Выходит, что Купер был мошенником, но только и всего.
– А что вы сами можете сказать об осмотре номера и личных вещей убитого? – спросил Суон, глядя на скупые строки отчёта.
Эта история с Купером нравилась ему всё меньше и меньше. С одной стороны это, конечно, были небезынтересные факты, лежавшие где-то на периферии истории убийства Зулейки, но Дот был прав – они только запутывали всё дело. Тропические лианы на схеме Суона безвольно висели.
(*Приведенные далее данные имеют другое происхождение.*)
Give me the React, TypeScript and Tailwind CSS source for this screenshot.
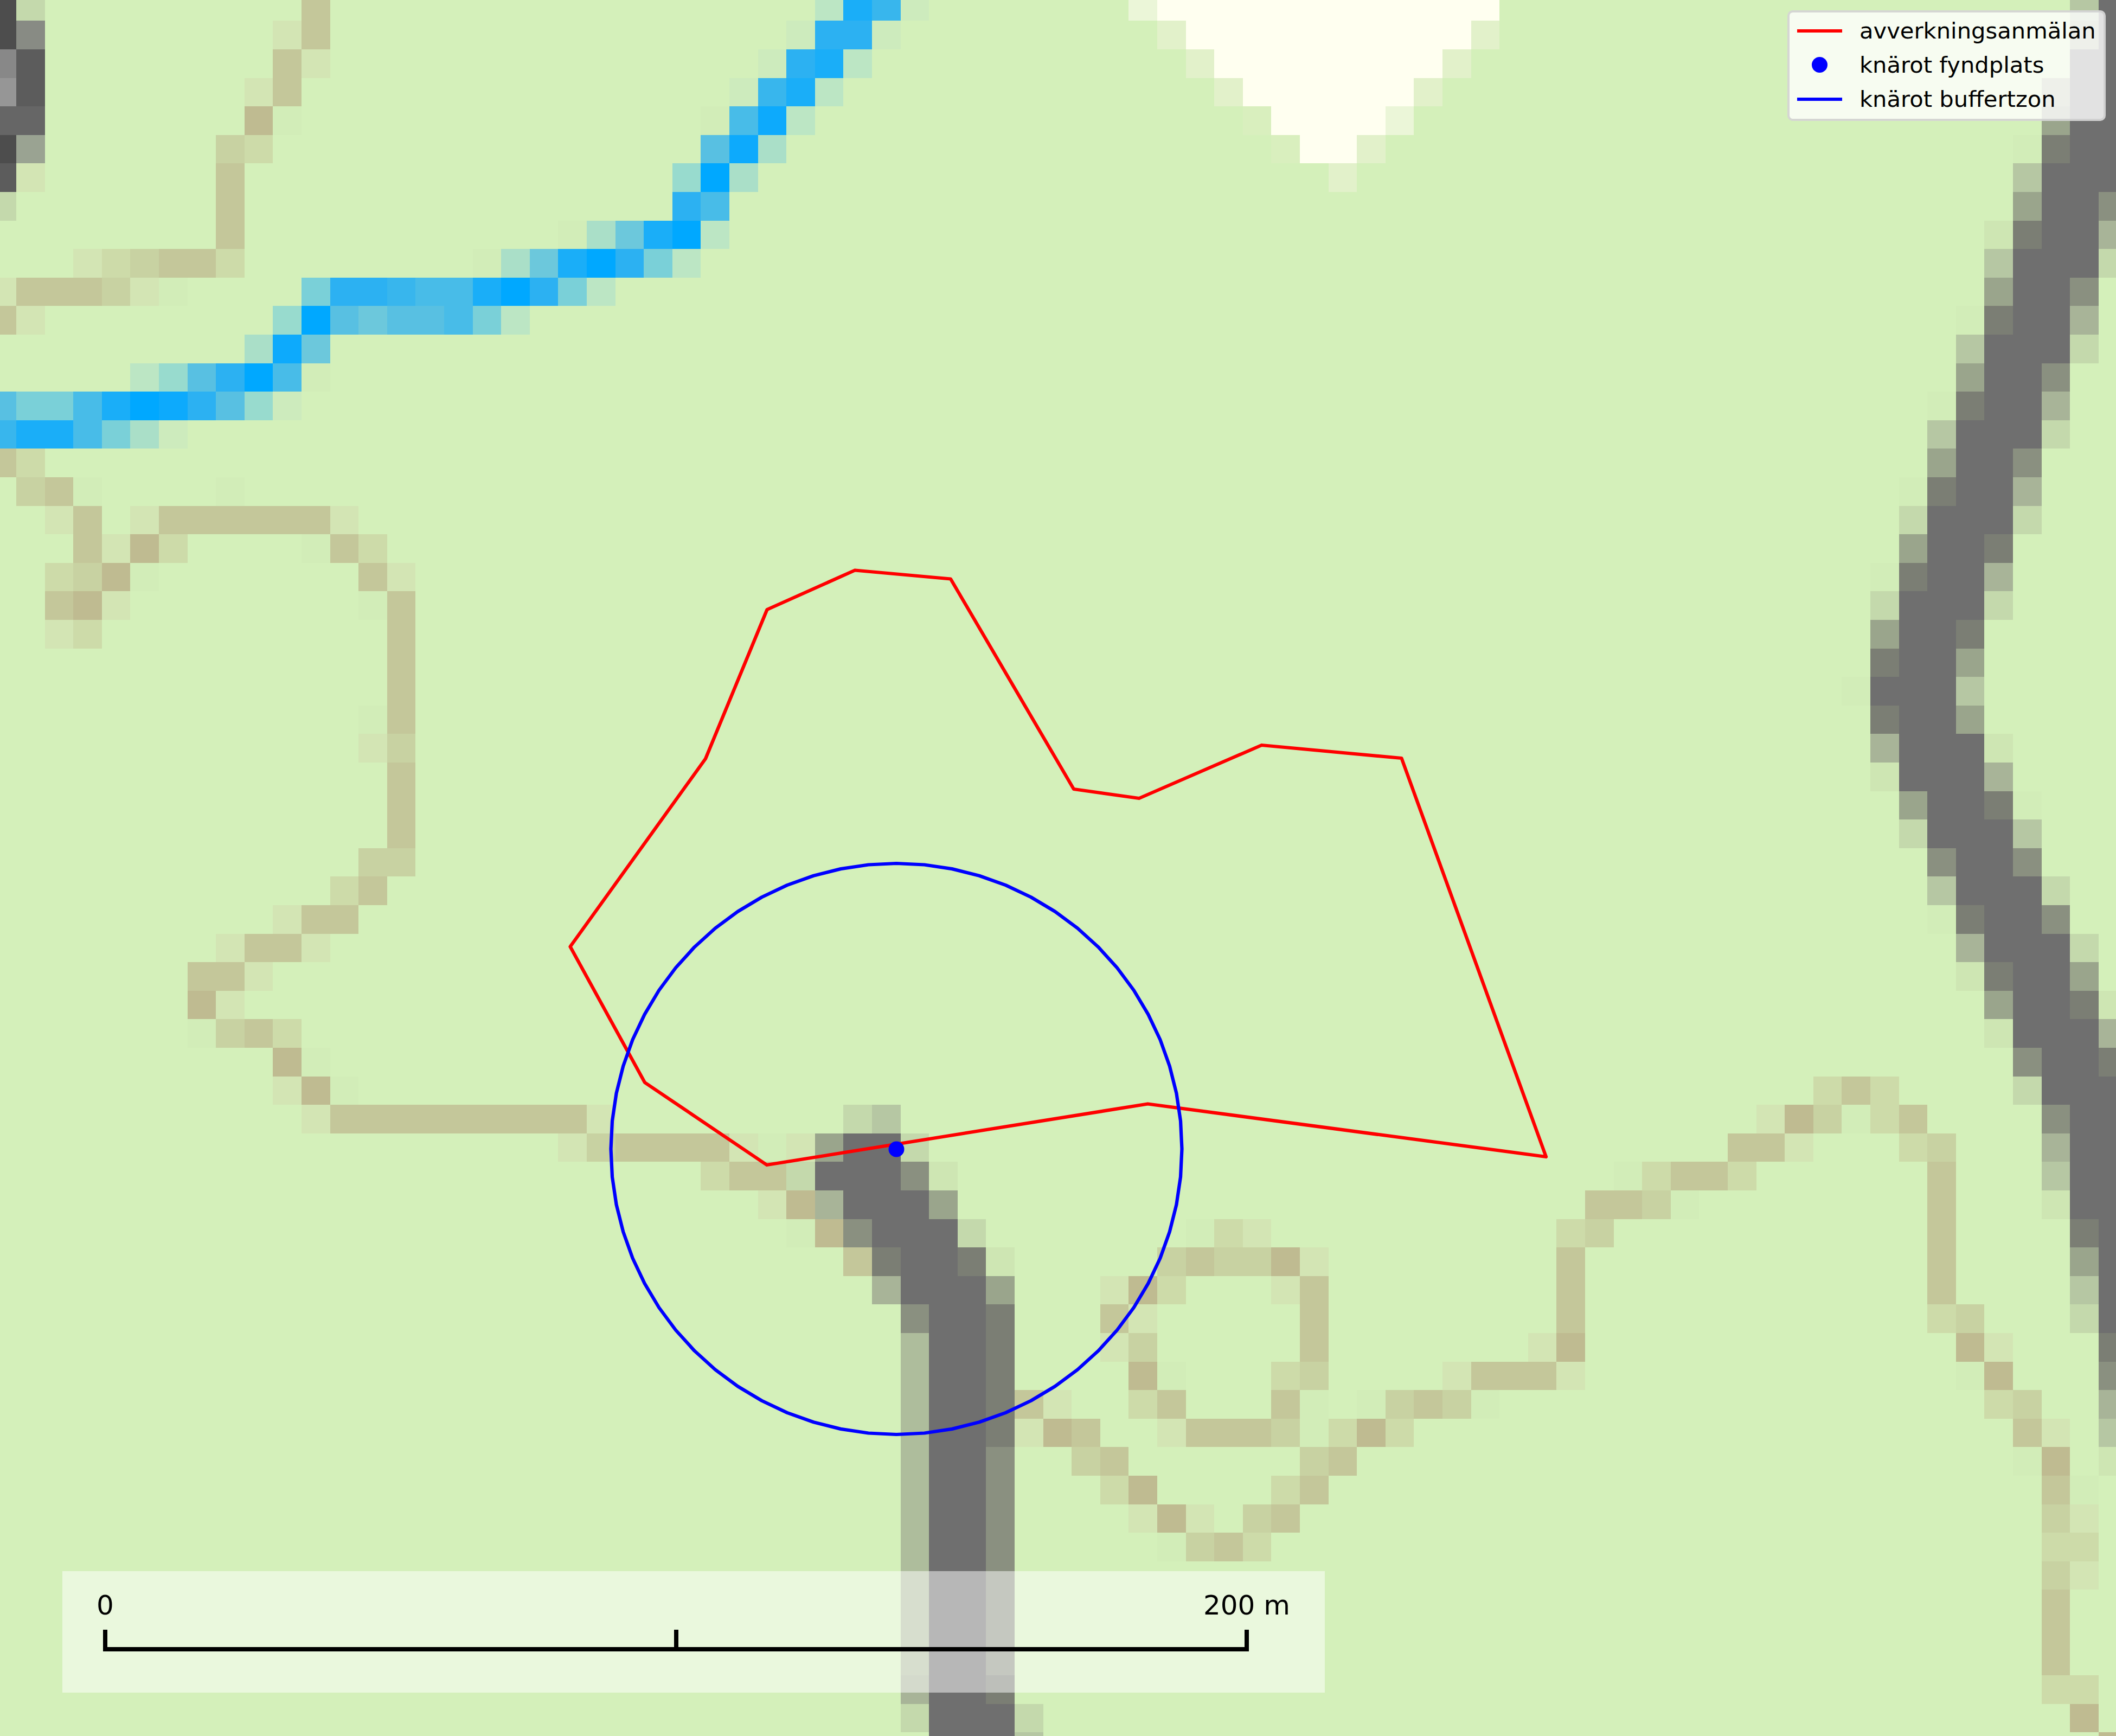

– Да ничего более того, что тут написано, сэр. Номер, один из самых дорогих в отеле, был снят за день до убийства. Подпись в книге регистрации неразборчивая. Никто в отеле не может вспомнить, кто и когда въехал в апартаменты. Багажа доставлено не было. Купер, видимо, пришёл туда с визитом. При нём была найдена фотография, благодаря которой полиция вышла на Гая Флитгейла, мелочь в карманах брюк и носовой платок. Одет он был элегантно и довольно дорого. Но это, конечно, к делу отношения не имеет. Никто не видел – кто входил, кто выходил из номера. В тот вечер в отеле был банкет, и народу было очень много. Как раз в семь начался приём, так что практически все служащие отеля были заняты на первом этаже. Тело обнаружил коридорный уже после того, как гости разошлись. Около полуночи: Заметил, что дверь в номер приоткрыта. Прямо мистика какая-то, инспектор! Совершенно глухое дело: Ни орудия убийства, ни свидетелей, ни следов, – насупившись, пожаловался Дот.
Суон молча кивнул. Он не мог добавить ничего к подобной характеристике дела.
– По правде говоря, сэр, я надеялся, что вы сможете мне что-нибудь посоветовать. Вы же человек опытный.